Depuis, Nike+ a pris du poids et est réellement devenu le programme relationnel de Nike, si bien que le compte utilisateur sur le site de la marque est assimilé au programme Nike+, et que le programme englobe tous les sports.
La promesse relationnelle du marketing audio du Groupe Vinci Immobilier
En septembre 2018, la marque Vinci Immobilier 4YOU est lancée avec une large campagne publicitaire comprenant notamment de la TV et de la radio. Il s’agit bien d’une marque autonome, avec son propre logo et son propre site web.
Il s’agit bien d’une marque relationnelle, créée pour communiquer et valoriser une promesse forte : celle de garantir la satisfaction du client, en s’engageant concrètement sur le respect des délais et de la qualité. En cas d’éventuel non respect, des compensations importantes sont promises, jusqu’à 5% du prix du bien en cas de retard de livraison et jusqu’à 2000€ pour les réserves à la livraison non levées… Un engagement disruptif dans ce secteur où la satisfaction client était jusque là encore peu considérée. En apportant une telle attention au suivi des clients livrés, Vinci Immobilier montre que la fidélisation joue un rôle désormais croissant dans sa stratégie.

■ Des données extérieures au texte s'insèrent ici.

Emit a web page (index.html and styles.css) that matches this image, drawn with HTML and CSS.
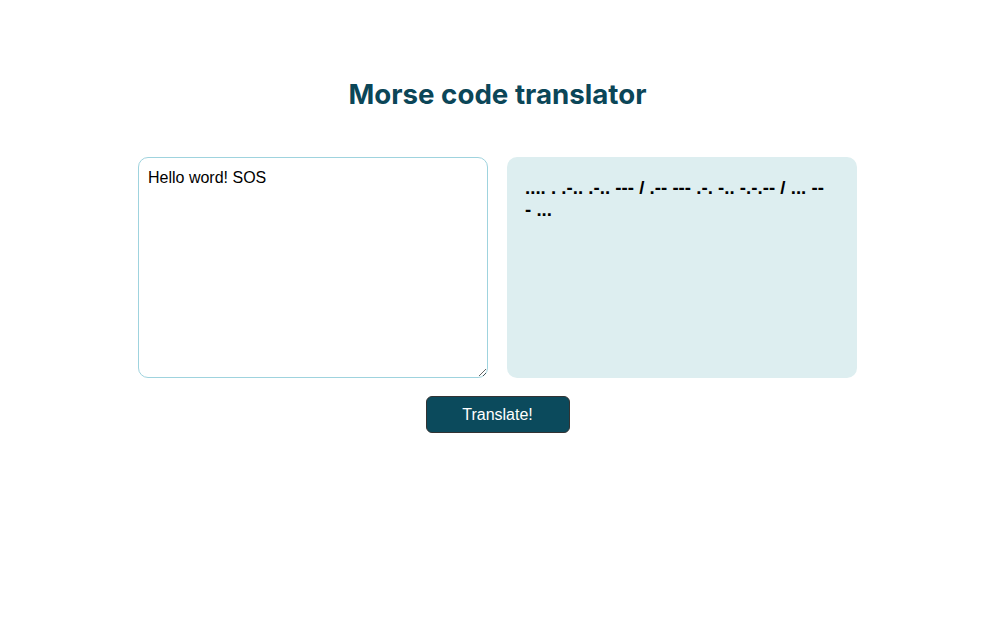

Le programme relationnel en guise d’ambassadeur de marque influe-t-il réellement sur la relation client ?
Créer une marque de programme relationnelle autonome et la médiatiser a d’abord de quoi surprendre. Cela s’inscrit dans une tendance qui s’est amplifiée ces dernières années, qui consiste à créer des marques plus relationnelles que transactionnelles. S’ancrer dans la vie des gens, comprendre les usages et attentes pour mieux y répondre, avec une importance croissante du service et de l’attention portée à la satisfaction est devenue un quête vitale pour la plupart des marques.
Mais créer une marque-programme relationnel relève d’une démarche différente : il s’agit de donner de la consistance à la part de contenus et de services qu’est capable de véhiculer la marque, afin de l’installer plus durablement dans la vie de ses cibles. Cela demande déjà une certaine maturité de la marque et une capacité à fédérer autour d’elle un écosystème de partenaires et de services donnant corps à la promesse faite au client.